The Attorney General wrote to Minister for Health Stephen Donnelly to express concerns about the plans.

Sources told The Irish Times that a number of Ministers and the European Union are “furious” over the plans.

A source, with knowledge of the Attorney General's letter, said it was “very clear” in outlining concerns that health officials had not followed the correct procedure.

It was also claimed that the legislation the Oireachtas passed on quarantine when formulating their advice was not followed.

Figures in Government are concerned the plans have “over-reached” and “misinterpreted the law we passed”.


There is also understood to be considerable anger in the Department of Foreign Affairs over the proposal.


The recommendation has raised a number of issues including whether or not there is enough space in the existing hotels, how citizens who are stranded and cannot afford quarantine would be helped and what would happen to essential workers.

Others have claimed the EU was not properly consulted, adding the plans could represent a “major breach” of European citizens’ rights to travel freely.

There are also fears that the plans could compromise the Common Travel Area, as the Isle of Man was included in the list of potential additions to the list of high-risk countries.

Government sources say the plans were being pushed forward by health officials without asking for feedback or advice.

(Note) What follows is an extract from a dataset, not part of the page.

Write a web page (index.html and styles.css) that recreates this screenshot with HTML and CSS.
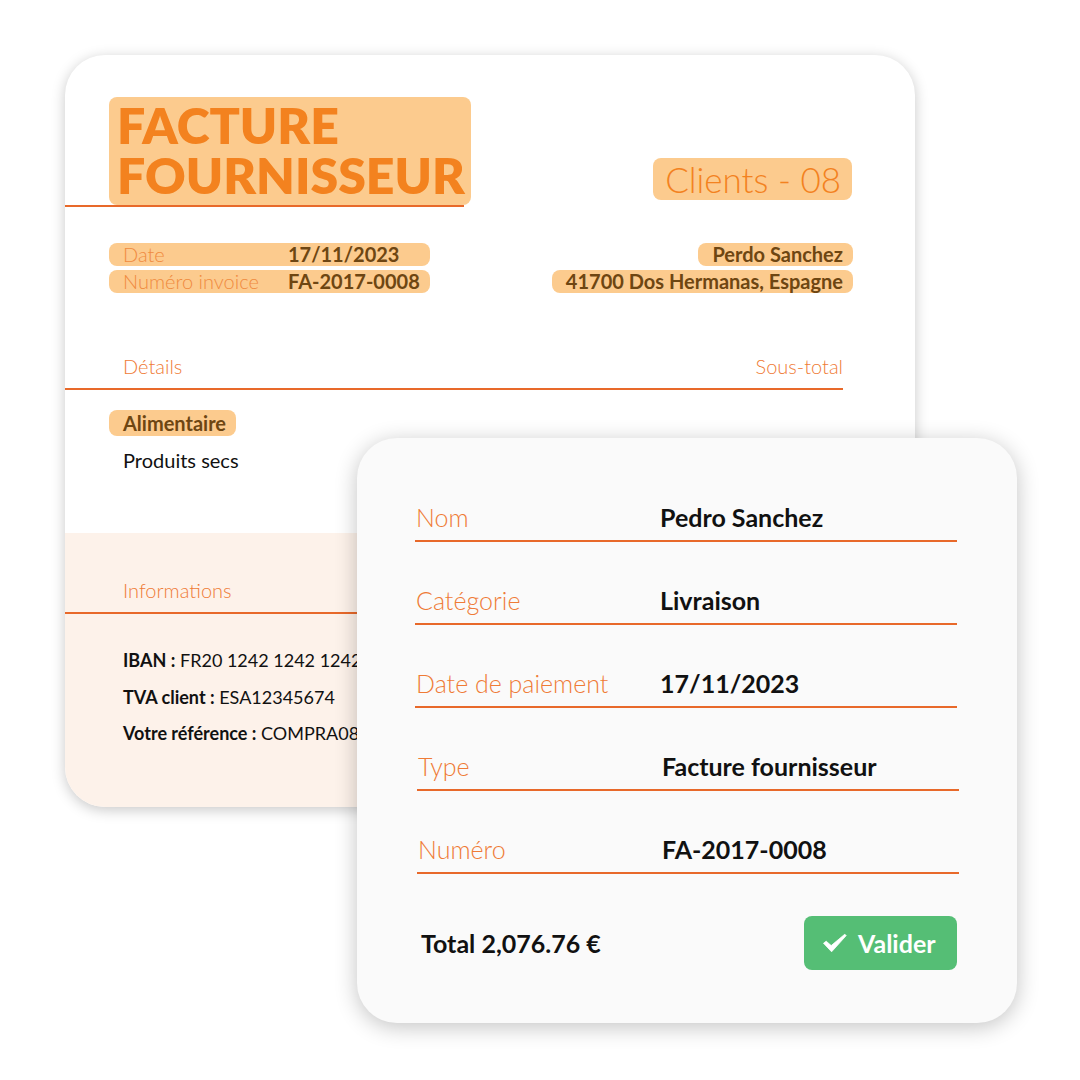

However, sources in the Department of Health have denied this, saying the consultation process is happening now as would normally be the case after recommendations are made.

“Big political risk.”

There has been some suggestion that Mr Donnelly could sign off on the plans without the full agreement of Cabinet colleagues, however, this has been described as a “big political risk”.

Government sources believe the new arrangements could be struck down in the courts if he went down this route.

Department of Health officials insist there are provisions in the existing legislation to add countries for reasons other than concerning variants.